Written request: Determine the number of lines holding the word "size"; answer with that number only.

* start Data excerpt *

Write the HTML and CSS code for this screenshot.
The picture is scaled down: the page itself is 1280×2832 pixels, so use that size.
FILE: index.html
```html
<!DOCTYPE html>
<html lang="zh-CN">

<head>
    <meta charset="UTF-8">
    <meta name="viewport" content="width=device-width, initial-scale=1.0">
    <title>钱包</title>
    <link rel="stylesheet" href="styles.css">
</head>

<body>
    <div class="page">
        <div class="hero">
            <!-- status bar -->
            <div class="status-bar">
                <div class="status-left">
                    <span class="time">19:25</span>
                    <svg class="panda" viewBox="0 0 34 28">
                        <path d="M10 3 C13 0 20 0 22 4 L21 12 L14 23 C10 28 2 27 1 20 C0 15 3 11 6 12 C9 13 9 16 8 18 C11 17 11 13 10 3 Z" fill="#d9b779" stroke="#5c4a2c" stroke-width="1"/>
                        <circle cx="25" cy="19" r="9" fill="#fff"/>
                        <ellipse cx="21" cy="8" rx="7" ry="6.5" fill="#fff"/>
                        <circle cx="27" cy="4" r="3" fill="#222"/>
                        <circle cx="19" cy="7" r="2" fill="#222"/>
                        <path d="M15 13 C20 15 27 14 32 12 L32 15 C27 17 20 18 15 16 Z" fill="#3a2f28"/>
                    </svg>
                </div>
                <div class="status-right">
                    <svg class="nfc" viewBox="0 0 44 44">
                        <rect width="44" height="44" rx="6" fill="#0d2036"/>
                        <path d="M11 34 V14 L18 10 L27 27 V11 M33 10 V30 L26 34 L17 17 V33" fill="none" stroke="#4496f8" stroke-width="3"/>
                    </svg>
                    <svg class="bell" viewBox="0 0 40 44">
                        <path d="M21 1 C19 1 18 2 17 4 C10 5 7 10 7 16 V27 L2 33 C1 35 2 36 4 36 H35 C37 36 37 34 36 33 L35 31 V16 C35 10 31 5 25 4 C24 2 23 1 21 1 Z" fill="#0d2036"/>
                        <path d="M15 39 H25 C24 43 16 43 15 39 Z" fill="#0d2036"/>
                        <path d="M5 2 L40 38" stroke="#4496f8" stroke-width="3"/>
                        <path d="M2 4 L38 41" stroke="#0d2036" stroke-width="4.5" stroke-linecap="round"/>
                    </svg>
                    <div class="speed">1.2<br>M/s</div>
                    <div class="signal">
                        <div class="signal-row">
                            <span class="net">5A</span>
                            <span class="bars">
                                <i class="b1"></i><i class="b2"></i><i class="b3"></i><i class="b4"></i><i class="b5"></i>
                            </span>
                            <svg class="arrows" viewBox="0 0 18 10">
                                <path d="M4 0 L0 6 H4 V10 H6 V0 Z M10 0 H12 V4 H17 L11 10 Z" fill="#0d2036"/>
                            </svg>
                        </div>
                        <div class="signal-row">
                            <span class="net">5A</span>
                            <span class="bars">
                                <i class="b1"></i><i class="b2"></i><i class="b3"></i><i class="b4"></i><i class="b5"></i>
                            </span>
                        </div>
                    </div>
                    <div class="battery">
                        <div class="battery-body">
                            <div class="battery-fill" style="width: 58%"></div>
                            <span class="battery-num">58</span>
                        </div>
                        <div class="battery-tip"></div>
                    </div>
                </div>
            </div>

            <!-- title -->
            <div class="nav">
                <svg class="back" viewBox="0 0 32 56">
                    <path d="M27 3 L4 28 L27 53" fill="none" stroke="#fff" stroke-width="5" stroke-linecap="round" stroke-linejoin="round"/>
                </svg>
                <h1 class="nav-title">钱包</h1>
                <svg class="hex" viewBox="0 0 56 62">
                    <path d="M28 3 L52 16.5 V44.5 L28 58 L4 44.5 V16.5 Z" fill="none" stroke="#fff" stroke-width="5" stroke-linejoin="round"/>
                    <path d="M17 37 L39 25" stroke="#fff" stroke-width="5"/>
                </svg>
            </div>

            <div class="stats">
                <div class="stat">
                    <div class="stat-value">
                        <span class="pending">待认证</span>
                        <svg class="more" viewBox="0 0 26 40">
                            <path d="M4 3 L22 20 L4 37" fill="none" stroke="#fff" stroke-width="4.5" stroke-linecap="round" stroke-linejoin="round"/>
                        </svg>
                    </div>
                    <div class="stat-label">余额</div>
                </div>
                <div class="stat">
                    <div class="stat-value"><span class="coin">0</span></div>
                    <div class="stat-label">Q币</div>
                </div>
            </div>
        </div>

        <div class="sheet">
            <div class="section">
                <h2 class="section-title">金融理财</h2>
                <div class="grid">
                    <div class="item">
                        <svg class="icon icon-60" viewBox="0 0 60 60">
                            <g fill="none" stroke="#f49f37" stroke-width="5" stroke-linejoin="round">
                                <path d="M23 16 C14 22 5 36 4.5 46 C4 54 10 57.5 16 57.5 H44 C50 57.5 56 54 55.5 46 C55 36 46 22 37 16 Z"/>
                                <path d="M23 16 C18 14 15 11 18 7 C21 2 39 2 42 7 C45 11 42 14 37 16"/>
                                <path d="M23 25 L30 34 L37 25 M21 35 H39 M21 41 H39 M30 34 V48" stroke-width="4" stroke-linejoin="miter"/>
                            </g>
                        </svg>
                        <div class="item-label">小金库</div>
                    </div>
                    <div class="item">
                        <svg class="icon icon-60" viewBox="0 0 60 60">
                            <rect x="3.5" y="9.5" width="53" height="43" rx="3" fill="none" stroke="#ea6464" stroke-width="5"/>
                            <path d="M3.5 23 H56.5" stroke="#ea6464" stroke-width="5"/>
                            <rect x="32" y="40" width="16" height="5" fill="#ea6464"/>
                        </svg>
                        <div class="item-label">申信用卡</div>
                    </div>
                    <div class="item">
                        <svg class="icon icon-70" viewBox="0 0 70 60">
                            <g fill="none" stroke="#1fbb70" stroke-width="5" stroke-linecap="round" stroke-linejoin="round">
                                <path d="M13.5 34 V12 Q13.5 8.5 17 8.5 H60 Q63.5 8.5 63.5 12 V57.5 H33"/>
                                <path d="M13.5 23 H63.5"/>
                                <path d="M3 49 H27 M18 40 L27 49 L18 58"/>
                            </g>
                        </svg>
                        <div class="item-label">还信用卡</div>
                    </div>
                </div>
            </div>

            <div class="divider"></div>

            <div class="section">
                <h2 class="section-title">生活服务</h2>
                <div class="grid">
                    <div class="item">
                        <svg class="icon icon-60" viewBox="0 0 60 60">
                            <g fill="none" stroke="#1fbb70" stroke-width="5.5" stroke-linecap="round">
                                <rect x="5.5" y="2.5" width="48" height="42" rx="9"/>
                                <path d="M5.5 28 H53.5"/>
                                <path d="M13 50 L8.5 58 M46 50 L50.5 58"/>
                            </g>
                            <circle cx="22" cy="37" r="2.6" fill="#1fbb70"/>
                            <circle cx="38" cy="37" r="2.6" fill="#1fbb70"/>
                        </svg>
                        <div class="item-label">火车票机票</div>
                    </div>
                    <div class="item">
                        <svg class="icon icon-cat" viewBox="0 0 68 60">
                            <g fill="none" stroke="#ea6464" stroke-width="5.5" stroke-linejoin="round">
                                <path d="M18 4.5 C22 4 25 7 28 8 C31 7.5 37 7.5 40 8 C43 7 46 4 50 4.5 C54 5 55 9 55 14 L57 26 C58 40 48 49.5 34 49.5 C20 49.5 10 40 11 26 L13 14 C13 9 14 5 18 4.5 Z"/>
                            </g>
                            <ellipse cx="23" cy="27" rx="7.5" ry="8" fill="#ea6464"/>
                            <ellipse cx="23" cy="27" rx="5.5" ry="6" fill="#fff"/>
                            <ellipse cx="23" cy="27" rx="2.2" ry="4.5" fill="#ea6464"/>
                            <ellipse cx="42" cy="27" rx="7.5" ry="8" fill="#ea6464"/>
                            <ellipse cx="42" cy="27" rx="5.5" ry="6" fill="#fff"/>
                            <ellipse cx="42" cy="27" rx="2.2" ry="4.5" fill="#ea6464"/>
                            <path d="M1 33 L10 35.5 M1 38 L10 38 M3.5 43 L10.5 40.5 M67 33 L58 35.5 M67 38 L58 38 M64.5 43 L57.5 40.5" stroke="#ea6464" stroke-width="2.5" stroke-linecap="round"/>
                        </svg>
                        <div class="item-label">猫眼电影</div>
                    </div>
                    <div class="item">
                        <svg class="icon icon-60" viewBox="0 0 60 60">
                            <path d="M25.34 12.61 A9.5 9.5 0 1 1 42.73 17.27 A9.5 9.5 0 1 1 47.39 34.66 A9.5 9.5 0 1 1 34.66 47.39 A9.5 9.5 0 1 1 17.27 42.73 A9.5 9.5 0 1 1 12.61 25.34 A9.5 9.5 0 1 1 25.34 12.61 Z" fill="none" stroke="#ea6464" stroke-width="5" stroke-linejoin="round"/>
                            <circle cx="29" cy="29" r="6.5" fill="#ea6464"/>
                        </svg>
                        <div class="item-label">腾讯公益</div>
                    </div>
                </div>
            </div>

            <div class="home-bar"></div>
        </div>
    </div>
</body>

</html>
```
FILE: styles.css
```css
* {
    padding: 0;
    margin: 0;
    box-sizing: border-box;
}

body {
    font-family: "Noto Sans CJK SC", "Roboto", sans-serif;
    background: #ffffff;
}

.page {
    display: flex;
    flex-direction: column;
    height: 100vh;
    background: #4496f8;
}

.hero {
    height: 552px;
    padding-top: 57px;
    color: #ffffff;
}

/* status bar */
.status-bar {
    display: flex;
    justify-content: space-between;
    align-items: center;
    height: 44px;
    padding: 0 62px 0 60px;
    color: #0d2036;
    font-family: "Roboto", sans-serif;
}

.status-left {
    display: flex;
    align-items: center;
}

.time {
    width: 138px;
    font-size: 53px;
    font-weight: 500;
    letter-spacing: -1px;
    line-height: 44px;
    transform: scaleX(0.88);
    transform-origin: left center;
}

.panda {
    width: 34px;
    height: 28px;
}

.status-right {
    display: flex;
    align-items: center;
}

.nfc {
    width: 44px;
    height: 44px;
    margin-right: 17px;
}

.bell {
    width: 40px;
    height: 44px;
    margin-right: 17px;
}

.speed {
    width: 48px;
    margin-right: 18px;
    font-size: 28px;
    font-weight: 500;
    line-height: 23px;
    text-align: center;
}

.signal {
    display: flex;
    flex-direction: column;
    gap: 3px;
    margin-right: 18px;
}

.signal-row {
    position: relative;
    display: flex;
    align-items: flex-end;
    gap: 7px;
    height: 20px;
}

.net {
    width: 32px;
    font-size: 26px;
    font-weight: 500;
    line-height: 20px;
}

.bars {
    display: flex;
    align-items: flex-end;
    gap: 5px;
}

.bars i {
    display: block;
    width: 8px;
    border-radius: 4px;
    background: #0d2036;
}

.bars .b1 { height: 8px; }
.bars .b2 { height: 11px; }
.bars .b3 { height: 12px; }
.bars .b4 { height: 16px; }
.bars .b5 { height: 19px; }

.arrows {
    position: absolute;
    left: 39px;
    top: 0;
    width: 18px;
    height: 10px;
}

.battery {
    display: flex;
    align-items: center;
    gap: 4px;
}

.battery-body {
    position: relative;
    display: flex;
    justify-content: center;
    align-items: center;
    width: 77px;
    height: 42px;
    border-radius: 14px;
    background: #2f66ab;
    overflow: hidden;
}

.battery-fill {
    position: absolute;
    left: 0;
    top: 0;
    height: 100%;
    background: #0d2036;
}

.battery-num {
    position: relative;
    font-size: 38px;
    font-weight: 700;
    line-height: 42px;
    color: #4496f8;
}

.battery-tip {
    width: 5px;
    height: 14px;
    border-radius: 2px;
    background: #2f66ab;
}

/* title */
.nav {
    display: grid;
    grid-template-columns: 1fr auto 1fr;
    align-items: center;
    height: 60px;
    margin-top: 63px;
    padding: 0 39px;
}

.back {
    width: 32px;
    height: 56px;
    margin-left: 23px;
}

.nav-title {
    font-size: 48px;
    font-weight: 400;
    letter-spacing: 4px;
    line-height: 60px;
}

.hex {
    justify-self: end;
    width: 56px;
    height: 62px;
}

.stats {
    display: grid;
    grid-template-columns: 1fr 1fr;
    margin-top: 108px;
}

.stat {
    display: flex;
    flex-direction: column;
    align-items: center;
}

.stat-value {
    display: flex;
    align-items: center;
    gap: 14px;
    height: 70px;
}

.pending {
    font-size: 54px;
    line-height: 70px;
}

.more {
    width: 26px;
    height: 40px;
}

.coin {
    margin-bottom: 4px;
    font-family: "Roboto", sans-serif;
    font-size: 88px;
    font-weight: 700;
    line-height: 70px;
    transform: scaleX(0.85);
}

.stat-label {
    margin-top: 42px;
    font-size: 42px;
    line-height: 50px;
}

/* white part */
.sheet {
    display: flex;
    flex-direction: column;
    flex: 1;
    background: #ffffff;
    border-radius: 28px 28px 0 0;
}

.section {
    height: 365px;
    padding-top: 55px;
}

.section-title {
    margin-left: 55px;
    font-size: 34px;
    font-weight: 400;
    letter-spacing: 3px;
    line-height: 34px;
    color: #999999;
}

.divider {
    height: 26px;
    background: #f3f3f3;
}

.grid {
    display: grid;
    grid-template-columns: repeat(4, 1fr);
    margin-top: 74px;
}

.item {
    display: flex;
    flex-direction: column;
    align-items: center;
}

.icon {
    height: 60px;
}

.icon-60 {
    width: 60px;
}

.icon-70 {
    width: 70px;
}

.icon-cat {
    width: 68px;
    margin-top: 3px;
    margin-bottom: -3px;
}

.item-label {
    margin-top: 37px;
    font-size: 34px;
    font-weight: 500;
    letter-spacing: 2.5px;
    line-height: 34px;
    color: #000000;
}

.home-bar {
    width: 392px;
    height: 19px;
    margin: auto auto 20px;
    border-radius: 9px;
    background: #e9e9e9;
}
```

* end Data excerpt *

Complete output: 11